Bursts for Black Holes
One of the new studies found that for a certain class of the brightest, most powerful gamma-ray bursts, only black holes will do.
“We have focused only on the brightest and most extreme [gamma-ray bursts], arguing that the energy release from these events is too large to be powered by collapse to a neutron star (magnetar),” said study member Brad Cenko, a postdoctoral fellow from the University of California, Berkeley.
Magnetars are a type of neutron star, an object so dense its protons and electrons have merged to form neutrons. They are fast-spinning stars with extremely powerful magnetic fields.
Neutron stars are restricted in how massive they can be — if they weigh more than a certain limit, then gravity would have collapsed the object further into a black hole. Black holes, on the other hand, have no upper mass limit, so can encompass any mass needed to power a gamma-ray burst.

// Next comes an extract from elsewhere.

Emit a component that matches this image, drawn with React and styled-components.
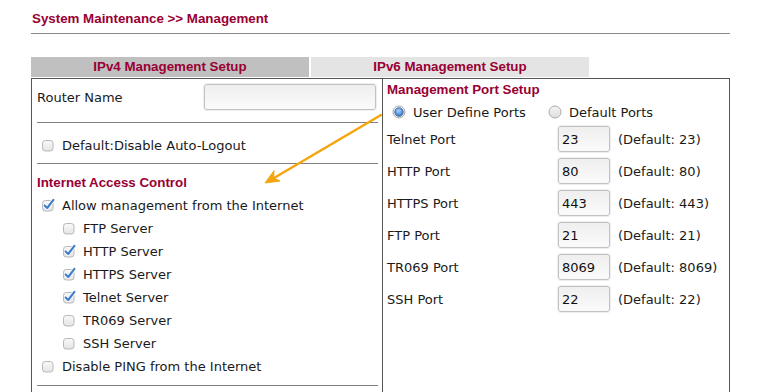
import React from "react";
import styled, { createGlobalStyle } from "styled-components";

const MAROON = "#990033";

const GlobalStyle = createGlobalStyle`
  html, body { margin: 0; padding: 0; background: #fff; }
  body {
    font-family: "DejaVu Sans", "Liberation Sans", sans-serif;
    font-size: 13px;
    color: #1a1a1a;
  }
  #root { width: 760px; height: 392px; overflow: hidden; }
`;

const Page = styled.div`
  position: relative;
  width: 699px;
  height: 392px;
  padding-left: 31px;
`;

const Title = styled.h1`
  margin: 0;
  padding: 11px 0 0 1px;
  height: 22px;
  font: bold 13.33px/16px "Liberation Sans", Arial, sans-serif;
  color: ${MAROON};
  border-bottom: 1px solid #8a8a8a;
`;

const TabBar = styled.div`
  display: grid;
  grid-template-columns: 278px 278px;
  column-gap: 2px;
  margin-top: 23px;
  margin-bottom: 1px;
`;

const Tab = styled.div`
  height: 20px;
  text-align: center;
  font: bold 13.33px/20px "Liberation Sans", Arial, sans-serif;
  color: ${MAROON};
  background: ${(p) => (p.$active ? "#c0c0c0" : "#e4e4e4")};
`;

const Frame = styled.div`
  display: grid;
  grid-template-columns: 351px 1fr;
  border: 1px solid #555;
  border-bottom: none;
  height: 320px;
`;

const LeftCell = styled.div`
  padding: 0 4px 0 5px;
  border-right: 1px solid #555;
`;

const RightCell = styled.div`
  padding: 0 4px;
`;

const RouterRow = styled.div`
  display: flex;
  align-items: center;
  justify-content: space-between;
  height: 26px;
  margin-top: 5px;
`;

const TextInput = styled.input`
  box-sizing: border-box;
  width: ${(p) => p.$w}px;
  height: 26px;
  margin: 0 ${(p) => p.$mr || 0}px 0 0;
  padding: 0 3px;
  border: 1px solid #c2c2c2;
  border-radius: 3px;
  background: linear-gradient(#efefef, #fbfbfb);
  box-shadow: 0 0 0 1px #eeeeee;
  font: 13px "DejaVu Sans", sans-serif;
  color: #111;
  outline: none;
`;

const Divider = styled.div`
  height: 1px;
  background: #808080;
  margin-top: ${(p) => p.$top}px;
`;

const CheckRow = styled.label`
  display: flex;
  align-items: center;
  height: 23px;
  margin-top: ${(p) => p.$top || 0}px;
  padding-left: ${(p) => p.$indent}px;
  white-space: nowrap;
`;

const BoxWrap = styled.span`
  display: flex;
  width: 21px;
  height: 16px;
  margin-bottom: 2px;
  flex: none;
`;

const Heading = styled.div`
  height: ${(p) => p.$h}px;
  margin-top: ${(p) => p.$top || 0}px;
  font: bold 13.33px/${(p) => p.$h}px "Liberation Sans", Arial, sans-serif;
  color: ${MAROON};
`;

const RadioRow = styled.div`
  display: flex;
  align-items: center;
  height: 22px;
  padding-left: 5px;
  gap: 22px;
`;

const RadioOption = styled.label`
  display: flex;
  align-items: center;
  gap: 7px;
  white-space: nowrap;
`;

const PortRow = styled.div`
  display: grid;
  grid-template-columns: 171px 60px auto;
  align-items: center;
  height: 32px;
  white-space: nowrap;
`;

const ArrowLayer = styled.svg`
  position: absolute;
  left: 0;
  top: 0;
  pointer-events: none;
`;

function CheckBox({ checked }) {
  return (
    <BoxWrap>
      <svg width="16" height="16" viewBox="0 0 16 16">
        <defs>
          <linearGradient id="cbg" x1="0" y1="0" x2="0" y2="1">
            <stop offset="0" stopColor="#f9f9f9" />
            <stop offset="1" stopColor="#e4e4e4" />
          </linearGradient>
        </defs>
        <rect x="1.5" y="3.5" width="10.5" height="10.5" rx="2.8" fill="url(#cbg)" stroke="#b8b8b8" />
        {checked && (
          <>
            <path d="M3.6 8.4 L6.2 11 L12.4 2.8" fill="none" stroke="#ffffff" strokeWidth="3.6" strokeLinecap="round" strokeLinejoin="round" />
            <path d="M3.6 8.4 L6.2 11 L12.4 2.8" fill="none" stroke="#3f7ecb" strokeWidth="2.1" strokeLinecap="round" strokeLinejoin="round" />
          </>
        )}
      </svg>
    </BoxWrap>
  );
}

function Radio({ checked }) {
  return (
    <svg width="14" height="14" viewBox="0 0 14 14">
      <defs>
        <linearGradient id="rbg" x1="0" y1="0" x2="0" y2="1">
          <stop offset="0" stopColor="#f4f4f4" />
          <stop offset="1" stopColor="#dedede" />
        </linearGradient>
        <radialGradient id="rdot" cx="0.45" cy="0.35" r="0.7">
          <stop offset="0" stopColor="#a9d2fb" />
          <stop offset="1" stopColor="#2f6fc4" />
        </radialGradient>
      </defs>
      <circle cx="7" cy="7" r="6" fill="url(#rbg)" stroke="#ababab" />
      {checked && <circle cx="7" cy="7" r="4.2" fill="url(#rdot)" stroke="#2a5fa6" strokeWidth="0.8" />}
    </svg>
  );
}

const services = [
  { name: "FTP Server", on: false },
  { name: "HTTP Server", on: true },
  { name: "HTTPS Server", on: true },
  { name: "Telnet Server", on: true },
  { name: "TR069 Server", on: false },
  { name: "SSH Server", on: false },
];

const ports = [
  { name: "Telnet Port", value: "23", def: "23" },
  { name: "HTTP Port", value: "80", def: "80" },
  { name: "HTTPS Port", value: "443", def: "443" },
  { name: "FTP Port", value: "21", def: "21" },
  { name: "TR069 Port", value: "8069", def: "8069" },
  { name: "SSH Port", value: "22", def: "22" },
];

export default function App() {
  return (
    <>
      <GlobalStyle />
      <Page>
        <Title>System Maintenance &gt;&gt; Management</Title>
        <TabBar>
          <Tab $active>IPv4 Management Setup</Tab>
          <Tab>IPv6 Management Setup</Tab>
        </TabBar>
        <Frame>
          <LeftCell>
            <RouterRow>
              <span>Router Name</span>
              <TextInput $w={172} $mr={2} defaultValue="" />
            </RouterRow>
            <Divider $top={12} />
            <CheckRow $indent={4} $top={11}>
              <CheckBox />
              Default:Disable Auto-Logout
            </CheckRow>
            <Divider $top={6} />
            <Heading $h={23} $top={7}>Internet Access Control</Heading>
            <CheckRow $indent={4}>
              <CheckBox checked />
              Allow management from the Internet
            </CheckRow>
            {services.map((s) => (
              <CheckRow key={s.name} $indent={25}>
                <CheckBox checked={s.on} />
                {s.name}
              </CheckRow>
            ))}
            <CheckRow $indent={4}>
              <CheckBox />
              Disable PING from the Internet
            </CheckRow>
            <Divider $top={7} />
          </LeftCell>
          <RightCell>
            <Heading $h={22}>Management Port Setup</Heading>
            <RadioRow>
              <RadioOption>
                <Radio checked />
                User Define Ports
              </RadioOption>
              <RadioOption>
                <Radio />
                Default Ports
              </RadioOption>
            </RadioRow>
            {ports.map((p) => (
              <PortRow key={p.name}>
                <span>{p.name}</span>
                <TextInput $w={52} defaultValue={p.value} />
                <span>(Default: {p.def})</span>
              </PortRow>
            ))}
          </RightCell>
        </Frame>
        <ArrowLayer width="760" height="392" viewBox="0 0 760 392">
          <line x1="381" y1="115" x2="274" y2="178" stroke="#f6a50e" strokeWidth="2.6" strokeLinecap="round" />
          <polygon points="265,183 274,170.7 273.6,177.9 280.1,181" fill="#f6a50e" stroke="#f6a50e" strokeWidth="1" strokeLinejoin="round" />
        </ArrowLayer>
      </Page>
    </>
  );
}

This team used data from NASA’s Fermi spacecraft, which also observes in gamma-ray light. Originally known as the Gamma-ray Large Area Space Telescope, or GLAST, Fermi was launched in June 2008.
The two studies, both presented Nov. 17 at the Gamma Ray Bursts 2010 conference in Annapolis, Md., help clarify the story behind some of the universe’s most violent events. The scientists said their findings do not conflict with each other.
“Our results are certainly not mutually exclusive — we both are looking at relatively small sub-samples of [gamma-ray burst],” Cenko said.
Spinning Star Scenario
Another group of scientists studied a sampling of gamma-ray bursts observed by NASA’s Swift gamma-ray satellite, which was launched in November 2004.
They found that 11 of the gamma-ray bursts bore particular signatures in the pattern of light they emitted that suggested a magnetar was present.
On top of that weirdness, magnetars have the added quirk of possessing extremely strong magnetic fields. And these city-sized stars are also spinning so fast they make a complete revolution within milliseconds.
Some researchers had thought magnetars would not be massive enough to produce the kind of energy required for a gamma-ray burst. But the new study suggests that at least some are.
“I think what our work shows is that magnetars are a viable model,” said Paul O’Brien of the United Kingdom’s University of Leicester, a member of the research team. “For this feature that we see, it’s very hard to see how you could do it for a black hole. It’s much more consistent with a magnetar model.”